Car c'est un peu l'autre problème que j'ai avec ce livre : les personnages même s'ils sont bien caractérisés, sortent très peu du carcant d'être des "personnages fonctions" et au fond, leur destin importe peu.
Le bateau coule. Le protagoniste reste le seul survivant. Au revoir. Aucun égard pour Quiqueg ? Bon, ironiquement c'est le bateau qu'il avait créé pour servir de cercueil qui sauvera le héros, mais le héros n'aura pas vraiment un mot pour lui à la fin du roman.

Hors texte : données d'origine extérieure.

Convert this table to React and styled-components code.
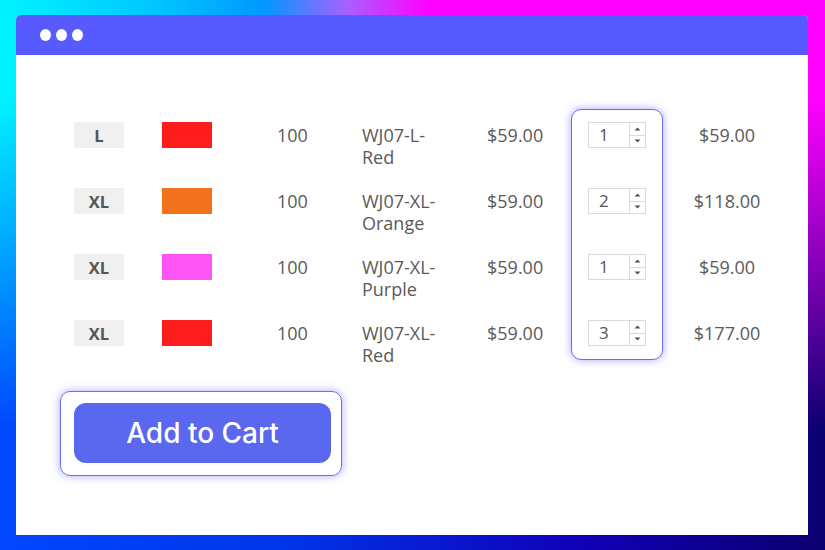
import React from "react";
import styled, { createGlobalStyle } from "styled-components";

const rows = [
  { size: "L", color: "#ff1c1c", stock: 100, sku: ["WJ07-L-", "Red"], price: "$59.00", qty: 1, total: "$59.00" },
  { size: "XL", color: "#f2711c", stock: 100, sku: ["WJ07-XL-", "Orange"], price: "$59.00", qty: 2, total: "$118.00" },
  { size: "XL", color: "#ff55f7", stock: 100, sku: ["WJ07-XL-", "Purple"], price: "$59.00", qty: 1, total: "$59.00" },
  { size: "XL", color: "#ff1c1c", stock: 100, sku: ["WJ07-XL-", "Red"], price: "$59.00", qty: 3, total: "$177.00" },
];

const Arrow = ({ up }) => (
  <svg width="7" height="4" viewBox="0 0 7 4">
    <path d={up ? "M0.5 3.5 L3.5 0.5 L6.5 3.5 Z" : "M0.5 0.5 L3.5 3.5 L6.5 0.5 Z"} fill="#555" />
  </svg>
);

const App = () => {
  return (
    <Page>
      <GlobalStyle />
      <Window>
        <TitleBar>
          <Dot />
          <Dot />
          <Dot />
        </TitleBar>
        <Body>
          <Grid>
            <QtyPanel />
            {rows.map((r, i) => (
              <React.Fragment key={i}>
                <SizeBadge $row={i + 1}>{r.size}</SizeBadge>
                <Swatch $row={i + 1} $color={r.color} />
                <Cell $row={i + 1} $col={3}>{r.stock}</Cell>
                <Cell $row={i + 1} $col={4}>
                  {r.sku[0]}
                  <br />
                  {r.sku[1]}
                </Cell>
                <Cell $row={i + 1} $col={5}>{r.price}</Cell>
                <Stepper $row={i + 1}>
                  <StepValue>{r.qty}</StepValue>
                  <Spinner>
                    <SpinHalf>
                      <Arrow up />
                    </SpinHalf>
                    <SpinHalf>
                      <Arrow />
                    </SpinHalf>
                  </Spinner>
                </Stepper>
                <TotalCell $row={i + 1}>{r.total}</TotalCell>
              </React.Fragment>
            ))}
          </Grid>
          <ButtonFrame>
            <CartButton>Add to Cart</CartButton>
          </ButtonFrame>
        </Body>
      </Window>
    </Page>
  );
};

export default App;

const GlobalStyle = createGlobalStyle`
  html, body {
    margin: 0;
    padding: 0;
  }
  body {
    font-family: "Open Sans", "Liberation Sans", sans-serif;
  }
`;

const Page = styled.div`
  position: relative;
  width: 825px;
  height: 550px;
  box-sizing: border-box;
  padding: 15px 17px 15px 16px;
  display: flex;
  background: linear-gradient(90deg, #0048ff 0%, #0034e8 35%, #1000b8 70%, #0c0070 100%);
  overflow: hidden;

  &::before {
    content: "";
    position: absolute;
    inset: 0;
    background: linear-gradient(
      90deg,
      #00f4ff 0%,
      #00c8ff 18%,
      #0098ff 32%,
      #a860ff 42%,
      #ff00ff 52%,
      #ff00ff 100%
    );
    -webkit-mask-image: linear-gradient(180deg, #000 0%, #000 18%, transparent 78%);
    mask-image: linear-gradient(180deg, #000 0%, #000 18%, transparent 78%);
  }
`;

const Window = styled.div`
  position: relative;
  flex: 1;
  display: flex;
  flex-direction: column;
  background: #ffffff;
  border-radius: 5px 5px 0 0;
  overflow: hidden;
`;

const TitleBar = styled.div`
  height: 40px;
  flex-shrink: 0;
  background: #565aff;
  display: flex;
  align-items: center;
  gap: 5px;
  padding-left: 24px;
`;

const Dot = styled.span`
  width: 11px;
  height: 12px;
  border-radius: 50%;
  background: #ffffff;
`;

const Body = styled.div`
  padding: 67px 0 0 44px;
  display: flex;
  flex-direction: column;
  align-items: flex-start;
`;

const Grid = styled.div`
  display: grid;
  margin-left: 14px;
  grid-template-columns: 88px 115px 85px 125px 84px 92px 128px;
  grid-template-rows: repeat(4, 26px);
  row-gap: 40px;
  color: #5a5a5a;
  font-size: 18px;
`;

const QtyPanel = styled.div`
  grid-column: 6;
  grid-row: 1 / -1;
  margin: -13px 0 -14px;
  border: 1.5px solid #6a6ef5;
  border-radius: 10px;
  box-shadow: 0 0 8px rgba(95, 95, 255, 0.55);
  background: #ffffff;
`;

const SizeBadge = styled.div`
  grid-column: 1;
  grid-row: ${(p) => p.$row};
  width: 50px;
  height: 26px;
  background: #f0f0f0;
  display: flex;
  align-items: center;
  justify-content: center;
  font-size: 16.5px;
  font-weight: 700;
  color: #555555;
`;

const Swatch = styled.div`
  grid-column: 2;
  grid-row: ${(p) => p.$row};
  width: 50px;
  height: 26px;
  background: ${(p) => p.$color};
`;

const Cell = styled.div`
  grid-column: ${(p) => p.$col};
  grid-row: ${(p) => p.$row};
  line-height: 22px;
  margin-top: 2px;
  white-space: nowrap;
`;

const TotalCell = styled(Cell).attrs({ $col: 7 })`
  text-align: center;
`;

const Stepper = styled.div`
  grid-column: 6;
  grid-row: ${(p) => p.$row};
  justify-self: center;
  width: 58px;
  height: 26px;
  box-sizing: border-box;
  border: 1px solid #dadada;
  display: flex;
  background: #ffffff;
`;

const StepValue = styled.div`
  flex: 1;
  padding-left: 10px;
  font-size: 17px;
  line-height: 24px;
  color: #555555;
`;

const Spinner = styled.div`
  width: 15px;
  border-left: 1px solid #dadada;
  display: flex;
  flex-direction: column;
`;

const SpinHalf = styled.div`
  flex: 1;
  display: flex;
  align-items: center;
  justify-content: center;
  & + & {
    border-top: 1px solid #dadada;
  }
`;

const ButtonFrame = styled.div`
  margin-top: 45px;
  padding: 11px 10px 12px 13px;
  border: 1.5px solid #6a6ef5;
  border-radius: 10px;
  box-shadow: 0 0 8px rgba(95, 95, 255, 0.55);
`;

const CartButton = styled.button`
  width: 257px;
  height: 60px;
  border: none;
  border-radius: 12px;
  background: #5a68f0;
  color: #ffffff;
  font-family: "Inter", "Open Sans", sans-serif;
  font-size: 28px;
  font-weight: 500;
  cursor: pointer;
`;
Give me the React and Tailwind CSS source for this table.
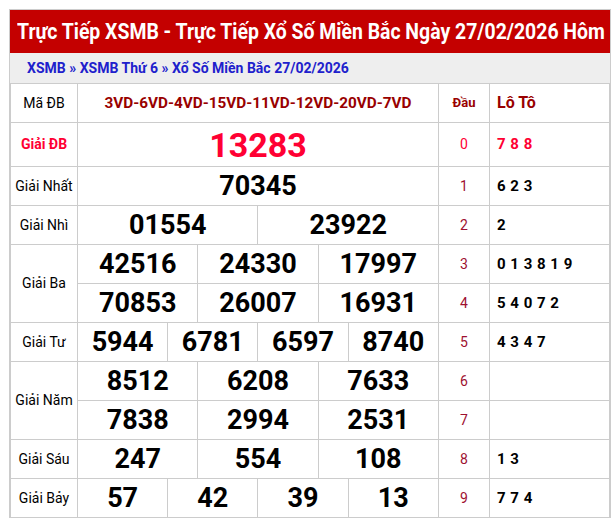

Est-ce le fait que le livre soit écrit au XIXe siècle ou est-ce une fantaisie de l'auteur de faire limite parler ses personnages comme des héros shakespeariens. Certains passages sont racontés à la façon d'une pièce de théâtre et il y a de nombreux moments où les personnages (enfin surtout le Capitaine Achab) ont des super longues tirades où ils parlent du destin, de cette maudite baleine ou de la vie par des réflexions qui ressemblent plus à des monologues intérieurs qu'autre chose. Sérieusement, qui, autrement que pour blaguer place des "Oh ceci" et "Oh cela" dans une phrase. Cela augmente l'impression d'irréalité du livre, et l'idée que la chasse contre Moby Dick n'est qu'une chasse contre le destin (ou contre Chtuluh, qui sait ?)
Au final, j'en reste avec le fait que j'en sais maintenant beaucoup sur la pêche à la baleine dans les années 1840, et beaucoup moins sur l'espèce de quête de vengeance folle d'un capitaine à la dérive. Ça, je l'ai retrouvé vraiment bien mieux écrite dans de nombreux romans/films/épisodes de séries qui se sont inspirés de Moby Dick, que de l'oeuvre originale elle-même.